How do we define the “other”? Is it by the color of their skin, the language they speak, the place that they call home? Or is it by the stories that they share, the experiences they’ve had, who they are?

In Exit West, Mohsin Hamid takes the stance that we are all the “other”. On page 197, he states that “nativeness [is] a relative matter”, yet on page 209 he confirms that “we are all migrants through time.” It is hard to see the way in which one can hold both of these beliefs, but Hamid does so.

Because the “other”, like nativeness, is relative. There is no “us”. Every person is alone in one way or another. We are all migrants, so none of us are. We can relate to one another because of the shared groups that we cannot relate to.

There is no mutual recognition when it comes to the “other”. This is because we only become ourselves when the “other” becomes part of “us”. We find ourselves through the people we are grouped with, not the people we are pitted against. And in a world where everybody is a migrant, we can, at any point, be grouped with those people that were once the “other” to “us”.

3 thoughts on “Otherness

  1. Max L

    I think this is a really interest connection between the other and mutual recognition. I think it is essential that people really let their “otherness” into their self. People often try to separate the oddities that they have from their personality in order to fit into a construct or society, and I think that is really unhealthy. I think people will greatly benefit from understanding themselves better and I think that will lead to a stronger, more happy and prosperous society.


  2. Evelyn R

    I was also intreguied by the conclusion the final chapters brought out that of otherness. That through each door they realized that it was so similar to their last situation. The author uses this progression to help us realize that everyone is a migrant, and I think we really get that in the last start of the old woman and daughter. That of her conclusion that nothing every stays the same and that for most it was hard to get used to the change.

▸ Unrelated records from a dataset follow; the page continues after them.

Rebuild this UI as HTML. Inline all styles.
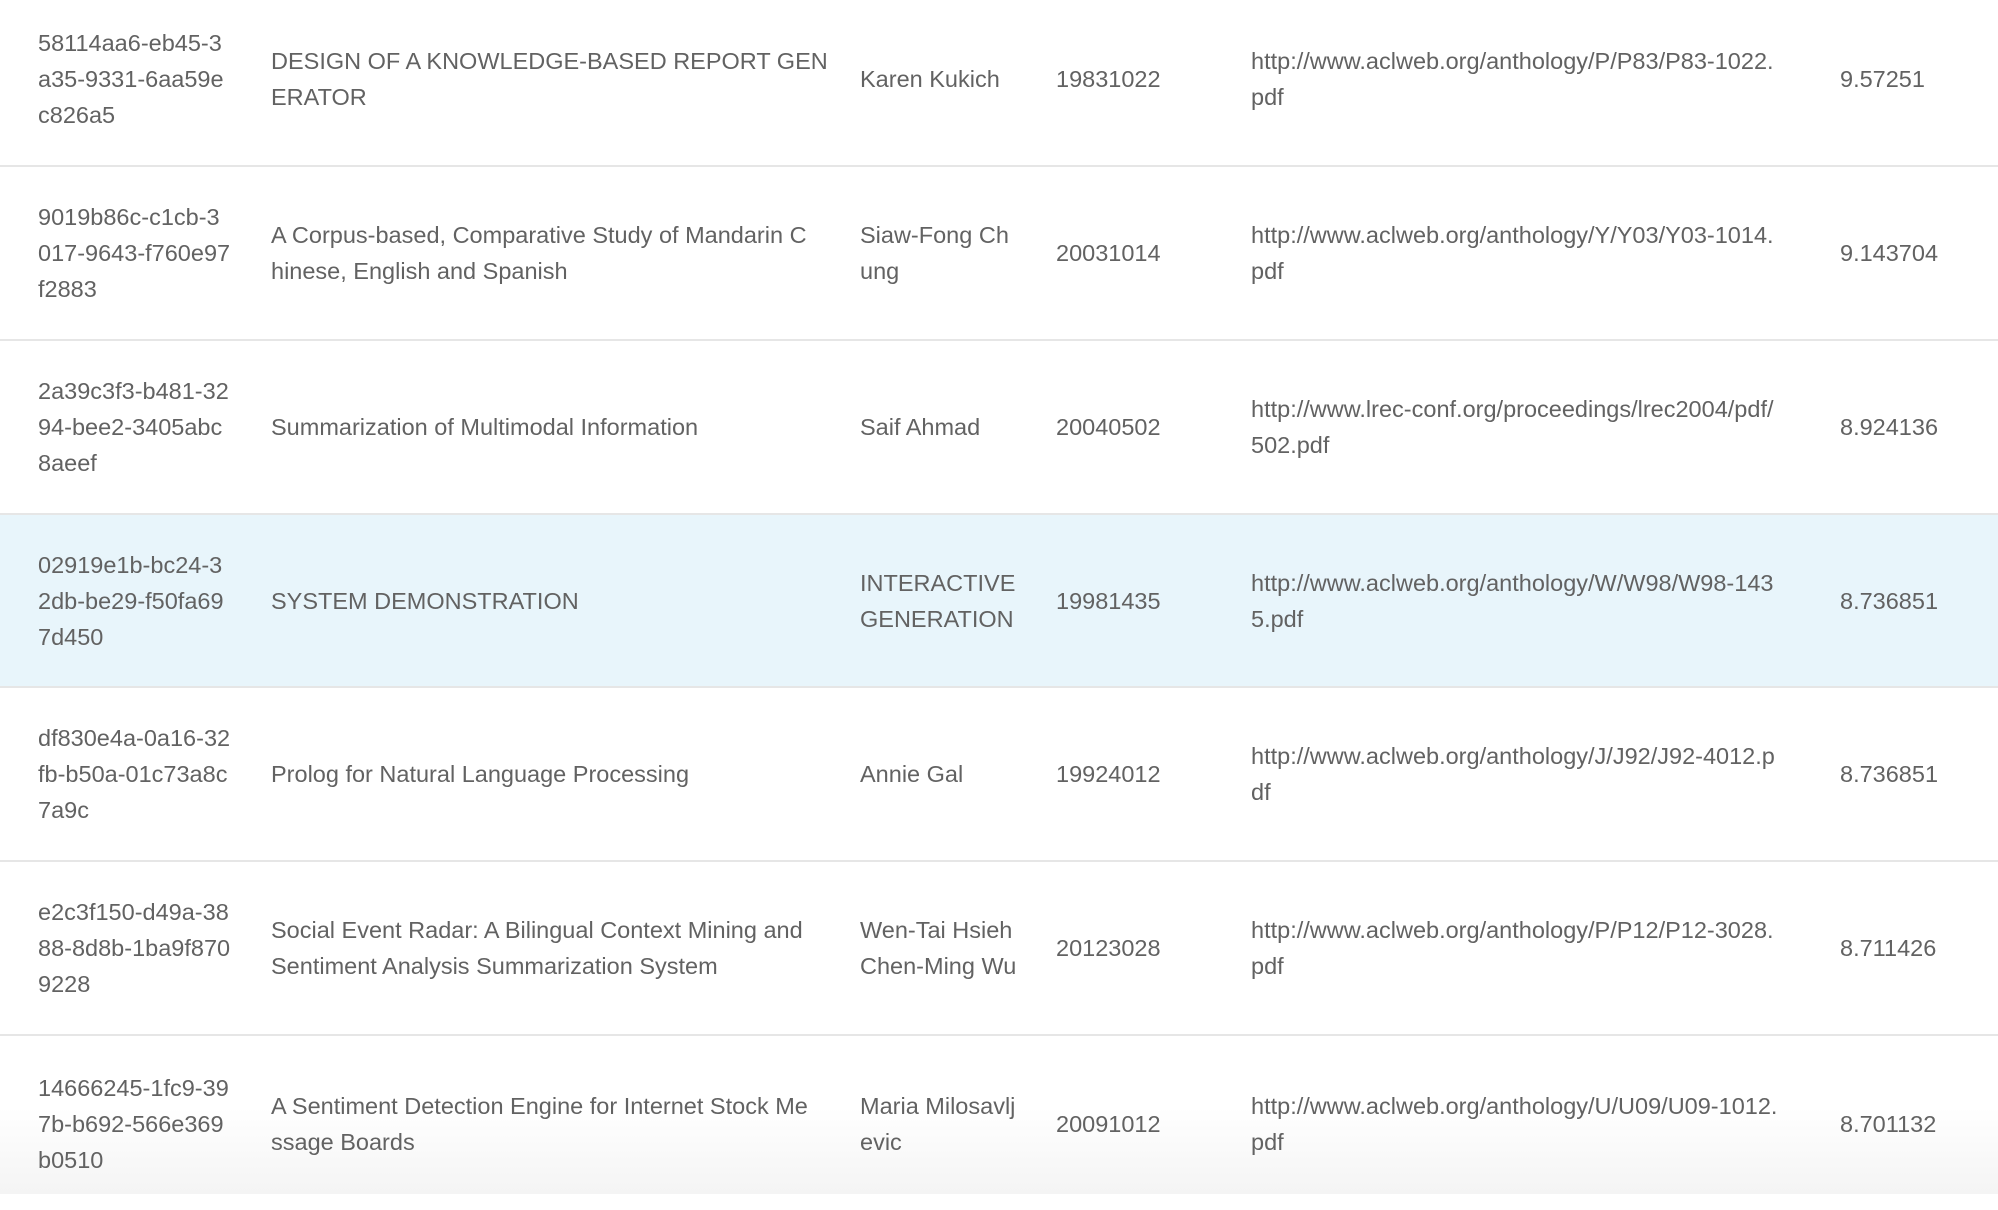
<!DOCTYPE html>
<html><head><meta charset="utf-8"><style>
body{margin:0;width:1998px;height:1194px;overflow:hidden;background:#fff;font-family:"Liberation Sans",Arial,sans-serif;color:#626262;font-size:23.5px;line-height:36px;position:relative}
.r{position:absolute;left:0;width:1998px;height:172px;border-bottom:2px solid #e6e6e6;display:flex;align-items:center}
.c{position:absolute;white-space:nowrap}
.a{left:38px}.b{left:271px}.d{left:860px}.e{left:1056px}.f{left:1251px}.g{left:1840px}
.hl{background:#e8f5fb}
.fade{position:absolute;left:0;top:1038px;width:1998px;height:156px;background:linear-gradient(#fff 0%,#fff 45%,#f4f4f4 100%)}
</style></head><body>
<div class="fade"></div>
<div class="r" style="top:-7px"><div class="c a">58114aa6-eb45-3<br>a35-9331-6aa59e<br>c826a5</div><div class="c b">DESIGN OF A KNOWLEDGE-BASED REPORT GEN<br>ERATOR</div><div class="c d">Karen Kukich</div><div class="c e">19831022</div><div class="c f">http://www.aclweb.org/anthology/P/P83/P83-1022.<br>pdf</div><div class="c g">9.57251</div></div>
<div class="r" style="top:167px"><div class="c a">9019b86c-c1cb-3<br>017-9643-f760e97<br>f2883</div><div class="c b">A Corpus-based, Comparative Study of Mandarin C<br>hinese, English and Spanish</div><div class="c d">Siaw-Fong Ch<br>ung</div><div class="c e">20031014</div><div class="c f">http://www.aclweb.org/anthology/Y/Y03/Y03-1014.<br>pdf</div><div class="c g">9.143704</div></div>
<div class="r" style="top:341px"><div class="c a">2a39c3f3-b481-32<br>94-bee2-3405abc<br>8aeef</div><div class="c b">Summarization of Multimodal Information</div><div class="c d">Saif Ahmad</div><div class="c e">20040502</div><div class="c f">http://www.lrec-conf.org/proceedings/lrec2004/pdf/<br>502.pdf</div><div class="c g">8.924136</div></div>
<div class="r hl" style="top:515px;height:171px"><div class="c a">02919e1b-bc24-3<br>2db-be29-f50fa69<br>7d450</div><div class="c b">SYSTEM DEMONSTRATION</div><div class="c d">INTERACTIVE<br>GENERATION</div><div class="c e">19981435</div><div class="c f">http://www.aclweb.org/anthology/W/W98/W98-143<br>5.pdf</div><div class="c g">8.736851</div></div>
<div class="r" style="top:688px"><div class="c a">df830e4a-0a16-32<br>fb-b50a-01c73a8c<br>7a9c</div><div class="c b">Prolog for Natural Language Processing</div><div class="c d">Annie Gal</div><div class="c e">19924012</div><div class="c f">http://www.aclweb.org/anthology/J/J92/J92-4012.p<br>df</div><div class="c g">8.736851</div></div>
<div class="r" style="top:862px"><div class="c a">e2c3f150-d49a-38<br>88-8d8b-1ba9f870<br>9228</div><div class="c b">Social Event Radar: A Bilingual Context Mining and<br>Sentiment Analysis Summarization System</div><div class="c d">Wen-Tai Hsieh<br>Chen-Ming Wu</div><div class="c e">20123028</div><div class="c f">http://www.aclweb.org/anthology/P/P12/P12-3028.<br>pdf</div><div class="c g">8.711426</div></div>
<div class="r" style="top:1038px;border-bottom:none;background:transparent"><div class="c a">14666245-1fc9-39<br>7b-b692-566e369<br>b0510</div><div class="c b">A Sentiment Detection Engine for Internet Stock Me<br>ssage Boards</div><div class="c d">Maria Milosavlj<br>evic</div><div class="c e">20091012</div><div class="c f">http://www.aclweb.org/anthology/U/U09/U09-1012.<br>pdf</div><div class="c g">8.701132</div></div>
</body></html>
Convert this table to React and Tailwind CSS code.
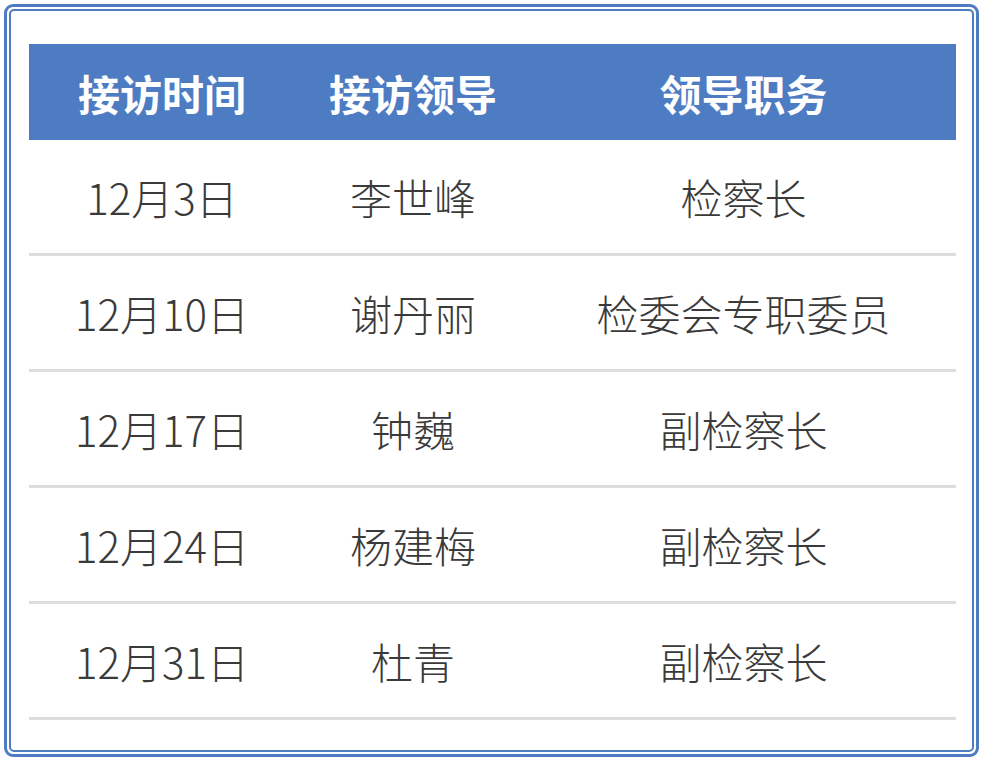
const rows = [
  ['12月3日', '李世峰', '检察长'],
  ['12月10日', '谢丹丽', '检委会专职委员'],
  ['12月17日', '钟巍', '副检察长'],
  ['12月24日', '杨建梅', '副检察长'],
  ['12月31日', '杜青', '副检察长'],
]

const cols = 'grid grid-cols-[266px_236px_425px]'

export default function App() {
  return (
    <div className="w-[991px] h-[764px] bg-white pt-[4px] pl-[4px] font-['Noto_Sans_CJK_SC','Noto_Sans',sans-serif]">
      <div className="w-[975px] h-[753px] border-[3px] border-[#4e7cc3] rounded-[9px] p-[2px]">
        <div className="h-full border-2 border-[#4e7cc3] rounded-[5px] pl-[18px] pr-[16px] pt-[33px]">
          {/* header */}
          <div className={`${cols} h-[96px] bg-[#4e7cc3] text-white font-bold text-[42px]`}>
            <div className="flex items-center justify-center">接访时间</div>
            <div className="flex items-center justify-center">接访领导</div>
            <div className="flex items-center justify-center">领导职务</div>
          </div>

          {rows.map((r, i) => (
            <div key={i} className={`${cols} h-[116px] border-b-[3px] border-[#dddddd] text-[#3a3a3a] text-[42px] font-light`}>
              {r.map((c, j) => (
                <div key={j} className="flex items-center justify-center">{c}</div>
              ))}
            </div>
          ))}
        </div>
      </div>
    </div>
  )
}
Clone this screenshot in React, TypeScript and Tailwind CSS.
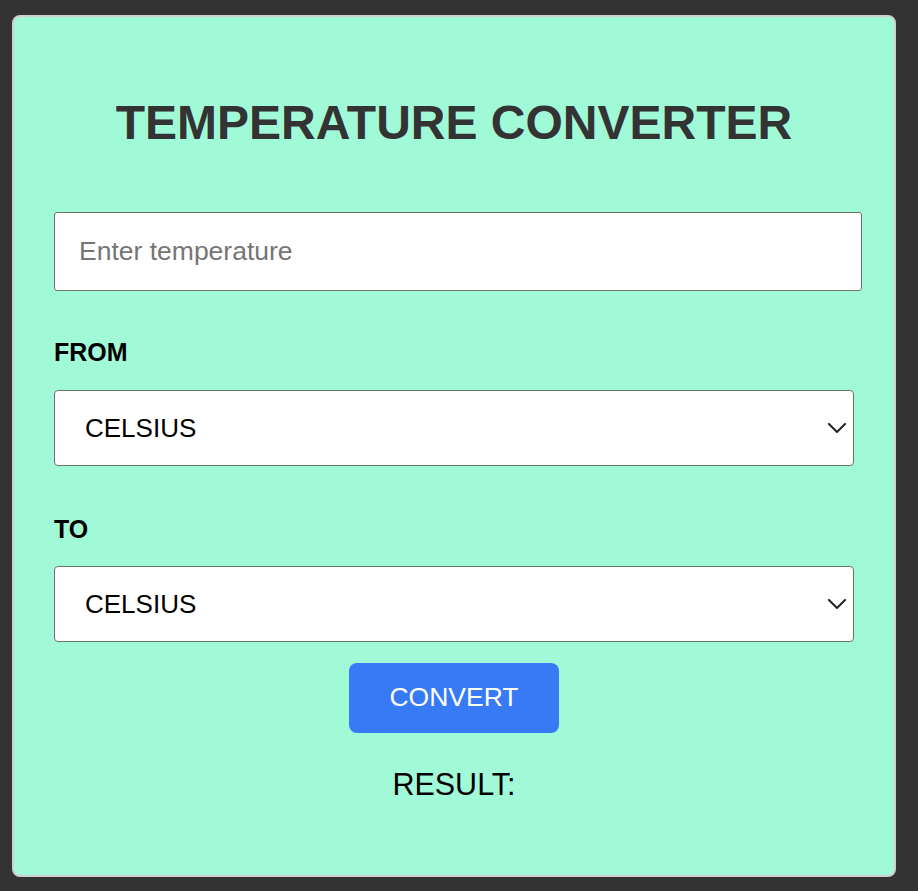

  3. I agree with your point that even though we put a lot of emphasis on “otherness” in society and politics, it’s a distinction that is imaginary and temporary because groups that were “other” can become part of “us.” Throughout American history, these “us” vs “them” groups have constantly changed– for example, different ethnic groups that might never have viewed themselves as connected have been lumped together into broad groups over time. These definitions of “otherness” have a strong impact on our society despite being completely false.